• _Data block_
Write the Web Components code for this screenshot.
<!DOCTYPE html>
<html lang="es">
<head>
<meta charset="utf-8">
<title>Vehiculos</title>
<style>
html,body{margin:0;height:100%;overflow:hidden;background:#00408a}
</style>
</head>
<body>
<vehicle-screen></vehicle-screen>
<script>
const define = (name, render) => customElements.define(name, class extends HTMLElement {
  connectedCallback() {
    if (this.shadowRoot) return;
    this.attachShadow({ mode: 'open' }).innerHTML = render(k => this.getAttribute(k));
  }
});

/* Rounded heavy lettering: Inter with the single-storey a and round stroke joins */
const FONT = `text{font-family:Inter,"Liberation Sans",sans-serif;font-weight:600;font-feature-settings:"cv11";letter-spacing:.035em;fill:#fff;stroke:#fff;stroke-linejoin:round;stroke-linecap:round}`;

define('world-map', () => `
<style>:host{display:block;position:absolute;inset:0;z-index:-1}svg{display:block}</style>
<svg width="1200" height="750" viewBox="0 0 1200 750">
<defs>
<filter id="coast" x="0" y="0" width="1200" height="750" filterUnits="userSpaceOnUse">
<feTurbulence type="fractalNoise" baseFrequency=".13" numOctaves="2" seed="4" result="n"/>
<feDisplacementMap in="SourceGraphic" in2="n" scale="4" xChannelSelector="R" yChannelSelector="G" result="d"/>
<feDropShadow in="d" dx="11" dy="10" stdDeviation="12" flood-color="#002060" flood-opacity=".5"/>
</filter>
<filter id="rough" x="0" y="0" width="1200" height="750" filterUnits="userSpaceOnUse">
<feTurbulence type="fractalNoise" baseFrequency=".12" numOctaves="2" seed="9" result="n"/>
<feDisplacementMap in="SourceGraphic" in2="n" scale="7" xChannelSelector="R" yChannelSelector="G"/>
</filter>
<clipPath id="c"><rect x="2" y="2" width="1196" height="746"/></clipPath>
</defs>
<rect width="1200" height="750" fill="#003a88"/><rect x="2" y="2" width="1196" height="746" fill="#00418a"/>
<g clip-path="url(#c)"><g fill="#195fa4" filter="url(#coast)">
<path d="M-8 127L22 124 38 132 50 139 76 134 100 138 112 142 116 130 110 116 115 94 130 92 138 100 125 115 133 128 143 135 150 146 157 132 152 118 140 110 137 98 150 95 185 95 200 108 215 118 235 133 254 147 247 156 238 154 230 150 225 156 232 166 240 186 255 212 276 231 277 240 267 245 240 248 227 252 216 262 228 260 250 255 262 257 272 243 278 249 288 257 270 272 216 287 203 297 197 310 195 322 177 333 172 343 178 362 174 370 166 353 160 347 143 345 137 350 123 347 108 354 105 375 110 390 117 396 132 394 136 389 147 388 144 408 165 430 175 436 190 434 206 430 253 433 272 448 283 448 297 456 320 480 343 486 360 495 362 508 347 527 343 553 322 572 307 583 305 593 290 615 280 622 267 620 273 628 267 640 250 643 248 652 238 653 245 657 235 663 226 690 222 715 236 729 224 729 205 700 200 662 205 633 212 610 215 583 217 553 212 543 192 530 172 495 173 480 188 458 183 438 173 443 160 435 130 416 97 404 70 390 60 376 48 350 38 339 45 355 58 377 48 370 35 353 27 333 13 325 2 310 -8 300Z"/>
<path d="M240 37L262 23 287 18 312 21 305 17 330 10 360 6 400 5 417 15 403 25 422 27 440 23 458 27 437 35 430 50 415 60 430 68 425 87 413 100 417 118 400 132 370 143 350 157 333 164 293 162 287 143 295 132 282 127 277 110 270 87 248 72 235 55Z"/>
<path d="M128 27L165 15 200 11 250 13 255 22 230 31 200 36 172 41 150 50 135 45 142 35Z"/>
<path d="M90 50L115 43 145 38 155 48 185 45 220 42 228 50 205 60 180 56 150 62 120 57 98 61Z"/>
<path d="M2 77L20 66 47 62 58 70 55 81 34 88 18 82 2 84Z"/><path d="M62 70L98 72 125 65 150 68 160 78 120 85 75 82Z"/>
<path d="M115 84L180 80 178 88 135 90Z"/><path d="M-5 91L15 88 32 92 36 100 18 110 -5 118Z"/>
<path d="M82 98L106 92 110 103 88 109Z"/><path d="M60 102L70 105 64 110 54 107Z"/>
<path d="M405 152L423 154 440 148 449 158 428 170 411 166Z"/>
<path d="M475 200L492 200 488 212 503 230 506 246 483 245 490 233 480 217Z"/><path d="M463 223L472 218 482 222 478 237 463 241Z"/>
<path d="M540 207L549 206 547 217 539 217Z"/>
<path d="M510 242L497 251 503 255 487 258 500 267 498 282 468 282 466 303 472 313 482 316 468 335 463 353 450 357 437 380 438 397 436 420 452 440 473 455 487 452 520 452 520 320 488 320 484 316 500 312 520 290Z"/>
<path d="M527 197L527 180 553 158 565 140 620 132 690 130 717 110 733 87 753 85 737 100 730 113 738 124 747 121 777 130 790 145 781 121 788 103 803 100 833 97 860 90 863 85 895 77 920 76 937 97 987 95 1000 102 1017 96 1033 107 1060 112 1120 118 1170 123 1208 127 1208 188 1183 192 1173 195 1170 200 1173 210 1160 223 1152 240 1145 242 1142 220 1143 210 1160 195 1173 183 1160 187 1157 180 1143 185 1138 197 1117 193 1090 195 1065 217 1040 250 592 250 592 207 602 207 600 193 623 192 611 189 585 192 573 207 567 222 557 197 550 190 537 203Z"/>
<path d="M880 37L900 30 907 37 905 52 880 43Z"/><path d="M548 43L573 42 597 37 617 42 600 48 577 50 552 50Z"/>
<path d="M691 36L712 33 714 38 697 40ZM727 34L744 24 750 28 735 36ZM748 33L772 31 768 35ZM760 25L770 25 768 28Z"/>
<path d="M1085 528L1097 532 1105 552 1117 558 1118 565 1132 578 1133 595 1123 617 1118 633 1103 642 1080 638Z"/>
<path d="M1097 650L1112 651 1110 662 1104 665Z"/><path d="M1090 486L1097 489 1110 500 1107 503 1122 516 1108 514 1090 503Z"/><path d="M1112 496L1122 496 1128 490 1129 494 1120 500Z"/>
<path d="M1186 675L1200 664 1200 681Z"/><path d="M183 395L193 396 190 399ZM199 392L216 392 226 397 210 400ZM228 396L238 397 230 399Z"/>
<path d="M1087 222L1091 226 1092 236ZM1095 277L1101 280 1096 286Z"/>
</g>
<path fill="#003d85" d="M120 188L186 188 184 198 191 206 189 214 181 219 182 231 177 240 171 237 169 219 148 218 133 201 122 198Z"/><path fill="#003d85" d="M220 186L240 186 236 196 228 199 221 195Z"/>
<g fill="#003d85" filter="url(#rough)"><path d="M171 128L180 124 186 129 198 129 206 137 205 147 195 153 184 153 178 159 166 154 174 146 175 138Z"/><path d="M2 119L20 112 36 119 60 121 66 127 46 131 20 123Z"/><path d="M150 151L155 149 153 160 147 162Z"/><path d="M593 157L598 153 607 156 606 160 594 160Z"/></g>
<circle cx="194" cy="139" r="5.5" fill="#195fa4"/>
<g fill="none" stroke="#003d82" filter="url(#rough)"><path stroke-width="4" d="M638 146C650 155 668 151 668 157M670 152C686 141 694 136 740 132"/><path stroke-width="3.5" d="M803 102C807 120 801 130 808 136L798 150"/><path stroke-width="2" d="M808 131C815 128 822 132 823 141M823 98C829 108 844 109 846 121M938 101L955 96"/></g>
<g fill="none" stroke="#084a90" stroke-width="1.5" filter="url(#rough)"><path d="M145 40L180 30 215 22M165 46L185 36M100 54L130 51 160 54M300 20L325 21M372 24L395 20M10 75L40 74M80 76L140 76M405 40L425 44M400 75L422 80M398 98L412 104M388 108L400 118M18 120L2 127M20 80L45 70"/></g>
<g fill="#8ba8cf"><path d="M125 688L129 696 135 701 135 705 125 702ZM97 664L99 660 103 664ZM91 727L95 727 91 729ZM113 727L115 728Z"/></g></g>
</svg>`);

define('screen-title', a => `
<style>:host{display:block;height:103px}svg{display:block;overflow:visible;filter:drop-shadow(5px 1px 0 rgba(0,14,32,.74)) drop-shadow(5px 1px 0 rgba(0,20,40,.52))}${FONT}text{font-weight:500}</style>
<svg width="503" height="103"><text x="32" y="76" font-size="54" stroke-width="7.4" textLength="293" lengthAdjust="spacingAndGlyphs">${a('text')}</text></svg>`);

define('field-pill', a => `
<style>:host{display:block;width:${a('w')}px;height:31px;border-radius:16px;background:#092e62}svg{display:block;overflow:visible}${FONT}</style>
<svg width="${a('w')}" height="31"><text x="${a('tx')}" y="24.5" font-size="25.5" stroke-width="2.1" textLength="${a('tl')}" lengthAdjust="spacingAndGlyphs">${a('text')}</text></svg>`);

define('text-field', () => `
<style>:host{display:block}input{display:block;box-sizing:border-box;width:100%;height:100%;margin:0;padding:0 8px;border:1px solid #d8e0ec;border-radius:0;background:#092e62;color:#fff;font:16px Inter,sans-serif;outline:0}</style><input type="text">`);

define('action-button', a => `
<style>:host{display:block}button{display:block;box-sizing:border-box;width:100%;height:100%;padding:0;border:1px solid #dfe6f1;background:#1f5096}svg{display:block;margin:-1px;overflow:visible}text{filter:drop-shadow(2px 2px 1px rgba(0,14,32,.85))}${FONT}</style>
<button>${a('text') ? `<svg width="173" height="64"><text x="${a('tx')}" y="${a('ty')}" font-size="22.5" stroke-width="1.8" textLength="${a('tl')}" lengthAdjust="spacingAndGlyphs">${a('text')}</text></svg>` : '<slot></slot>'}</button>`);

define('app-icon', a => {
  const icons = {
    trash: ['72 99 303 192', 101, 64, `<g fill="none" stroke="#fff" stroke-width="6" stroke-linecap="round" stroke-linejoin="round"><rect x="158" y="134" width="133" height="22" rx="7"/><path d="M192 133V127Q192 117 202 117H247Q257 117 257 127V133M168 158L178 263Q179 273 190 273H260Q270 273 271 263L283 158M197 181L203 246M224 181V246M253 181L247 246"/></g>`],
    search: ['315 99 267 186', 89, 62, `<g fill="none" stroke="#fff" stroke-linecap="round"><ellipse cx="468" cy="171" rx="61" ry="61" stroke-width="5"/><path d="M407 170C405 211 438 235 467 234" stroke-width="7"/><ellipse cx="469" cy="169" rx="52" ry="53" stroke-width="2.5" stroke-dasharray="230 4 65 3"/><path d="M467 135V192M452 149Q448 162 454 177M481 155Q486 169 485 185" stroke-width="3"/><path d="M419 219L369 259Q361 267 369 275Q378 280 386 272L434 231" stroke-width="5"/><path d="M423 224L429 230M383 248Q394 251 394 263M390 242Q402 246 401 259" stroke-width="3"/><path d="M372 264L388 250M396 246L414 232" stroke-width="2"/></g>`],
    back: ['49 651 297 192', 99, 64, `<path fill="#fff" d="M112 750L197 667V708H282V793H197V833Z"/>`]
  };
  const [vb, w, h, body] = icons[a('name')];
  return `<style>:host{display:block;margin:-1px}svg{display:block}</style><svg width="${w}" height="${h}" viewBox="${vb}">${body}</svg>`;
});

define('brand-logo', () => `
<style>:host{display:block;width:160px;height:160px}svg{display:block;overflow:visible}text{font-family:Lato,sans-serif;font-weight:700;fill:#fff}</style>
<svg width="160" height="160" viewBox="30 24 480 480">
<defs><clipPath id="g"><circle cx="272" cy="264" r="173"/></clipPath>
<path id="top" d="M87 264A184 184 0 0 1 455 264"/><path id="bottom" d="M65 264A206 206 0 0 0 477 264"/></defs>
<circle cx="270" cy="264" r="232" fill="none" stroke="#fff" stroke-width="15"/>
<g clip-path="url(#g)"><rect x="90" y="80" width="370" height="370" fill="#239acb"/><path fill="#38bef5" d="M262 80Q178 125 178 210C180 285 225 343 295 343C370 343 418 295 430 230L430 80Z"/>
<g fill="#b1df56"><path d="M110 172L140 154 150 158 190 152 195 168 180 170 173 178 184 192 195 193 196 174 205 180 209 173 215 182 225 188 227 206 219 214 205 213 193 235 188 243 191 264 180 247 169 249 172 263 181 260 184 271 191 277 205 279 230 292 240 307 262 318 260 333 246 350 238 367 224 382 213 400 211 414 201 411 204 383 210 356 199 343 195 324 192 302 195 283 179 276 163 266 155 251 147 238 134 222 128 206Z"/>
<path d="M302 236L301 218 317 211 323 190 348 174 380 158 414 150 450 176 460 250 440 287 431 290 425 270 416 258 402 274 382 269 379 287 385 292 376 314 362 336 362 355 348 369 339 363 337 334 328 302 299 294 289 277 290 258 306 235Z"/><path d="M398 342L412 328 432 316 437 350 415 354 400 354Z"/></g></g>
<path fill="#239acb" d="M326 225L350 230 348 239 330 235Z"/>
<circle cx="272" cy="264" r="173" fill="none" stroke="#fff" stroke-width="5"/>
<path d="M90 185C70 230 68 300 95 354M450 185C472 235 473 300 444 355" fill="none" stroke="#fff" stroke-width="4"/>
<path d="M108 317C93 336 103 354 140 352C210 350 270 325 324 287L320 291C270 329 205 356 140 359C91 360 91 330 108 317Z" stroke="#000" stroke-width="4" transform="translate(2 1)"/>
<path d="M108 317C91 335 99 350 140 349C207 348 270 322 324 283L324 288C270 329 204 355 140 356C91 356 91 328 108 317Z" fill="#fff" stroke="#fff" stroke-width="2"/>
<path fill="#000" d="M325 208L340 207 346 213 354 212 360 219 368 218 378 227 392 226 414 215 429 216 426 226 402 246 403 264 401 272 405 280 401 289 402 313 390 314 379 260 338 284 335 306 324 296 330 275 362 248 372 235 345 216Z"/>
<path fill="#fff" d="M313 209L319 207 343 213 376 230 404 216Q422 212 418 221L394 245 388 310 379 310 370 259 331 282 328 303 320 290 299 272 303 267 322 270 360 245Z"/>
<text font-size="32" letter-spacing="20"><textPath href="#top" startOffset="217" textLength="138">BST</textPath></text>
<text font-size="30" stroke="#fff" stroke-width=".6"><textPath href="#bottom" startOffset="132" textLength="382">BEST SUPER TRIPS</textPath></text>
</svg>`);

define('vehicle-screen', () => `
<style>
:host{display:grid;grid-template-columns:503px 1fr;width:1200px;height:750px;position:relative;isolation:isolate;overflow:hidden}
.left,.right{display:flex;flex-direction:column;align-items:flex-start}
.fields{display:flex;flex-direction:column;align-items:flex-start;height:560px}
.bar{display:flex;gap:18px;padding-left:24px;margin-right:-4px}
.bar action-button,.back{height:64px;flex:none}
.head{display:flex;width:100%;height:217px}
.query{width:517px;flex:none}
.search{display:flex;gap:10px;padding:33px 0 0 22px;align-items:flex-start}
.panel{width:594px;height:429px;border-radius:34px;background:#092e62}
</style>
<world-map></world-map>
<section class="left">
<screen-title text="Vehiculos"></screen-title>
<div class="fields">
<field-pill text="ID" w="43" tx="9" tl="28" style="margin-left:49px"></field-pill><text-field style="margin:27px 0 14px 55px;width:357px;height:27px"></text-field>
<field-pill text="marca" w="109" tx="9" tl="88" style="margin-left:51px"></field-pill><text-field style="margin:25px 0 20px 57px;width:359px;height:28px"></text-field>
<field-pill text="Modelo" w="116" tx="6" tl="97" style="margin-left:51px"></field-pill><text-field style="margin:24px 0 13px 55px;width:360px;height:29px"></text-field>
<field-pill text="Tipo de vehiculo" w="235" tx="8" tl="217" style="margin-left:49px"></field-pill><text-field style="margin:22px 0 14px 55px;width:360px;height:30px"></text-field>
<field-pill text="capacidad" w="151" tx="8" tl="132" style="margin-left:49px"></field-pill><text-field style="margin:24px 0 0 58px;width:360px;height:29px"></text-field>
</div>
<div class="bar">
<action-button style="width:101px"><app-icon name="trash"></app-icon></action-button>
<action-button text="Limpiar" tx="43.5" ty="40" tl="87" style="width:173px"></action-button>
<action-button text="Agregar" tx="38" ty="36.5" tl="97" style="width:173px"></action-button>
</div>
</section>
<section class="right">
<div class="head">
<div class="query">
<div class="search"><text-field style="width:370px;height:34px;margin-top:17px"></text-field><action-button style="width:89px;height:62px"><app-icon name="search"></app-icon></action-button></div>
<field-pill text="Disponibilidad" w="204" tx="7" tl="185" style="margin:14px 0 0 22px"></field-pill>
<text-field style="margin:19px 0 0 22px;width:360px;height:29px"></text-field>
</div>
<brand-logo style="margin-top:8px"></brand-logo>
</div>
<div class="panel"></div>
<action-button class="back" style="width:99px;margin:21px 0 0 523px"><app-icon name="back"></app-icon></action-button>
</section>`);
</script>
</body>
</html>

• _The problem_
Looking at the data above, how many lines hold the word "this"? Respond with the number alone.

• _Reply_
3